[Openstack] [openstack][neutron]external network packets to network node

Rajiv Duggal rduggal at dexsystems.com
Fri Jan 15 22:40:55 UTC 2016


I can share what I am seeing for  Liberty since it is in works.
I have eno1 as the local network ( my premises end users etc)
Eno3 as the ceph network ( block storage interconnect)
Eno4 for internet ( out to  isp)

I find liberty very intuitive and exceptionally brilliant in its network modelling.
My uses cases :-

-        demo user  has a virtual router with a vxlan  range 10.1.5.0/24 and then that router has a external network as eno4 that is connected to a layer3 that routes to isp for floating ips. Mimics public cloud

-        Then I have user  say legacy that sets the eno1 as the external network that connects to a layer3 that connects to the main core of our premises ( end users etc). This provides for a private cloud.
The users are just for management you can have all under one users
Pending analysis for vlans  for private and public.

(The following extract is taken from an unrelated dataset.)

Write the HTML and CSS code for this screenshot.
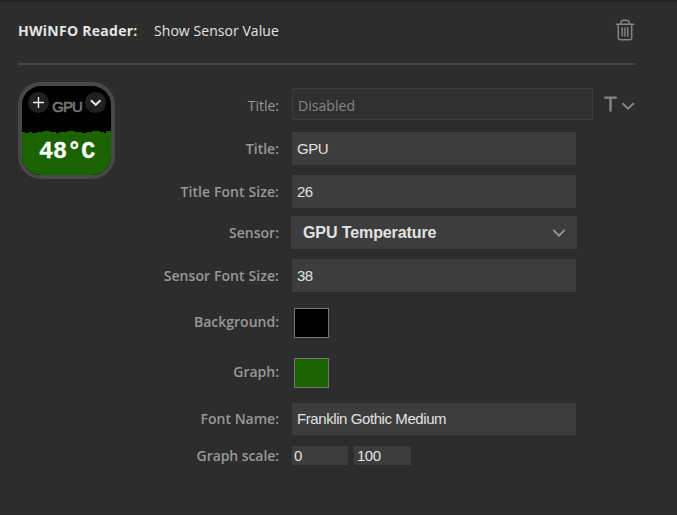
FILE: index.html
```html
<!DOCTYPE html>
<html lang="en">
<head>
<meta charset="utf-8">
<title>HWiNFO Reader</title>
<link rel="stylesheet" href="styles.css">
</head>
<body>
<main class="inspector">
  <header class="header">
    <h1 class="plugin">HWiNFO Reader:</h1>
    <span class="action">Show Sensor Value</span>
    <svg class="trash" width="20" height="22" viewBox="0 0 20 22" fill="none" stroke="#858585" stroke-width="1.4">
      <path d="M.8 5.2h18.4M5.6 5C5.8 2.6 7 1.3 8.5 1.3h3C13 1.3 14.2 2.6 14.4 5M3.3 5.2v13.6q0 2 2 2h9.4q2 0 2-2V5.2"/>
      <path d="M7.2 8.2v9.2M10 8.2v9.2M12.8 8.2v9.2"/>
    </svg>
  </header>
  <div class="content">
    <div class="key">
      <div class="key-top">
        <span class="badge"><svg width="20" height="20" viewBox="0 0 20 20" fill="none" stroke="#eee" stroke-width="1.4"><path d="M10.5 5v11M5 10.5h11"/></svg></span>
        <span class="key-title">GPU</span>
        <span class="badge"><svg width="20" height="20" viewBox="0 0 20 20" fill="none" stroke="#e4e4e4" stroke-width="2"><path d="M5.9 8.2 10.7 12.8l4.8-4.6"/></svg></span>
      </div>
      <svg class="graph" width="91" height="44" viewBox="0 0 91 44" fill="#1a6300"><path d="M0 1h3v1h4V1h3v1h5V1h6V0h7v1h6v1h3V1h8V0h8v1h7v1h5V1h5V0h8v1h4v1h2V0h7v45H0z"/></svg>
      <span class="key-value">48°C</span>
    </div>
    <form class="form">
      <div class="row title-row"><label class="light">Title:</label><div class="field disabled">Disabled</div>
        <svg class="type" width="31" height="17" viewBox="0 0 31 17" fill="none" stroke="#858585" stroke-width="2"><path stroke-width="2.4" d="M.3 1.6h12.4M6.5 1.6v14"/><path d="m18.5 7.2 5.6 5.4 5.6-5.4"/></svg>
      </div>
      <div class="row"><label>Title:</label><div class="field">GPU</div></div>
      <div class="row r-size"><label class="wide">Title Font Size:</label><div class="field number">26</div></div>
      <div class="row r-select"><label>Sensor:</label><div class="select">GPU Temperature<svg width="14" height="10" viewBox="0 0 14 10" fill="none" stroke="#999" stroke-width="1.7"><path d="m1.3 1.8 5.7 5.9 5.7-5.9"/></svg></div></div>
      <div class="row r-sfs"><label class="wide">Sensor Font Size:</label><div class="field number">38</div></div>
      <div class="row r-bg"><label class="raised">Background:</label><div class="swatch black"></div></div>
      <div class="row r-graph"><label class="raised">Graph:</label><div class="swatch green"></div></div>
      <div class="row r-font"><label>Font Name:</label><div class="field">Franklin Gothic Medium</div></div>
      <div class="row r-scale"><label class="narrow">Graph scale:</label><div class="small">0</div><div class="small max">100</div></div>
    </form>
  </div>
</main>
</body>
</html>
```
FILE: styles.css
```css
* { box-sizing: border-box; }
body { margin: 0; background: #2d2d2d; font-family: "Open Sans", "Noto Sans", sans-serif; }
.inspector { height: 515px; border-top: 2px solid #222; border-bottom: 1px solid #282828; padding: 0 18px; overflow: hidden; }
.header { display: flex; align-items: center; width: 618px; height: 63px; padding-bottom: 5px; border-bottom: 2px solid #444; color: #e4e4e4; font-size: 14px; white-space: nowrap; }
.plugin { margin: 0; width: 136px; font-size: 14px; font-weight: 700; letter-spacing: .27px; }
.action { letter-spacing: .06px; }
.trash { margin: 0 1px 0 auto; }
.content { display: flex; }
.key { position: relative; flex: none; width: 97px; height: 97px; margin-top: 17px; border: 4px solid #484848; border-radius: 23px; background: #000; overflow: hidden; }
.key-top { display: flex; align-items: center; padding: 6px 5px 0 6px; justify-content: space-between; }
.badge { width: 21px; height: 21px; border-radius: 50%; background: #202020; }
.badge svg { display: block; }
.key-title { position: relative; top: 4px; font: 15px/18px "Liberation Sans", sans-serif; color: #777; -webkit-text-stroke: .6px #777; letter-spacing: -1px; }
.graph { position: absolute; left: 0; bottom: 0; }
.key-value { position: absolute; left: 17px; top: 52px; color: #fff; font: bold 23.5px/28px "Liberation Mono", monospace; -webkit-text-stroke: .3px #fff; }
.form { width: 521px; margin-top: 23px; }
.row { display: flex; align-items: center; height: 33px; margin-top: 12px; }
label { width: 164px; margin-right: 13px; flex: none; text-align: right; font-size: 14px; font-weight: 600; line-height: 20px; color: #989898; white-space: nowrap; }
label.light { padding-top: 3px; font-weight: 400; }
label.wide { letter-spacing: .08px; }
label.narrow { letter-spacing: -.07px; }
label.raised { padding-bottom: 2px; }
.field { width: 284px; height: 33px; padding-left: 5px; background: #3d3d3d; color: #e2e2e2; font: 15px/33px "Liberation Sans", sans-serif; letter-spacing: -.42px; white-space: nowrap; }
.field.number { letter-spacing: -.7px; }
.title-row { height: 32px; margin-top: 0; }
.field.disabled { width: 301px; height: 32px; border: 1px solid #3d3d3d; background: #303030; color: #858585; font: 14px/32px "Open Sans", sans-serif; letter-spacing: .05px; padding-top: 1px; }
.type { margin-left: 11px; flex: none; }
.r-size { margin-top: 10px; }
.r-select { margin-top: 8px; }
.select { display: flex; align-items: center; justify-content: space-between; width: 286px; height: 33px; margin-left: -1px; padding: 0 11px 0 12px; background: #3d3d3d; color: #e2e2e2; font: bold 16px/33px "Liberation Sans", sans-serif; letter-spacing: -.1px; }
.r-sfs { margin-top: 10px; }
.r-bg { height: 30px; margin-top: 16px; }
.r-graph { height: 30px; margin-top: 20px; }
.swatch { width: 35px; height: 30px; margin-left: 2px; border: 1px solid #767676; }
.black { background: #000; }
.green { background: #1a6300; }
.r-font { height: 32px; margin-top: 15px; }
.r-font .field { height: 32px; line-height: 32px; }
.r-scale { height: 19px; margin-top: 11px; }
.small { width: 56px; height: 19px; padding-left: 2px; background: #3d3d3d; color: #e2e2e2; font: 15px/20px "Liberation Sans", sans-serif; letter-spacing: -.5px; }
.max { width: 57px; margin-left: 6px; padding-left: 3px; }
```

You can see once I configured ml2 plugins to allow for vxlan on any interface and allow public networks for eno1 and eno4 the corresponding bridge is auto negotiated.

[cid:image007.jpg at 01D14FA2.BBC6CFC0]

[cid:image008.jpg at 01D14FA2.BBC6CFC0]


And below ports
[cid:image009.jpg at 01D14FA2.BBC6CFC0]

From: Akshay Kumar Sanghai [mailto:akshaykumarsanghai at gmail.com]
Sent: Friday, January 15, 2016 2:11 PM
To: James Denton <james.denton at rackspace.com>
Cc: openstack at lists.openstack.org
Subject: Re: [Openstack] [openstack][neutron]external network packets to network node

Hi James,
Thanks for the explaination. How can i verify the existence of that bridge?  Is br-ex that bridge as this is the only bridge that connects to external network interface? How can i view the namespace of the virtual router which is responsible for the arp replies?
Thanks,
Akshay

On Sat, Jan 16, 2016 at 3:16 AM, James Denton <james.denton at rackspace.com<mailto:james.denton at rackspace.com>> wrote:
Hi Akshay,

In most cases, you won’t have IP addresses configured on interfaces used by Neutron.

The Neutron L2 agents set up or configure the virtual bridges/switches on the host based on the type of network in use (VLAN, FLAT, VXLAN, etc). In many cases, an external provider network may be setup as a VLAN network. In that case, the VLAN ID must correspond to the VLAN configured on the physical switch that corresponds to your external network connected to the external router. The Neutron virtual router will connect to a virtual switch/bridge that effectively “bridges” the virtual network with the physical network. When that happens, your physical router and your virtual router will be in the same Layer 2 broadcast domain and Layer 3 network. Thus, when you have floating IPs configured,they would come from the ‘external’ network/pool and your physical router would send ARP requests for those addresses. The virtual router would send ARP replies and the traffic would be forwarded and NAT’d accordingly.

Of course, all of this working depends on Neutron having been configured appropriately and the networks created with the proper provider attribute values.

Hope that helps,

James


From: Akshay Kumar Sanghai <akshaykumarsanghai at gmail.com<mailto:akshaykumarsanghai at gmail.com>>
Date: Friday, January 15, 2016 at 3:13 PM
To: "openstack at lists.openstack.org<mailto:openstack at lists.openstack.org>" <openstack at lists.openstack.org<mailto:openstack at lists.openstack.org>>
Subject: [Openstack] [openstack][neutron]external network packets to network node

Hi,
I have done a kilo ubuntu installation of openstack. One thing i noticed was the network node's external interface is unnumbered. Then how does the external router forwards the packet to the network node? Suppose a vm has a floating ip . I send a packet to that vm using the floating ip. The nat happens at the network node. How does the packet reached the network node as there is no ip assigned to the interface. I have not configured dvr and l3 agent is running on network node.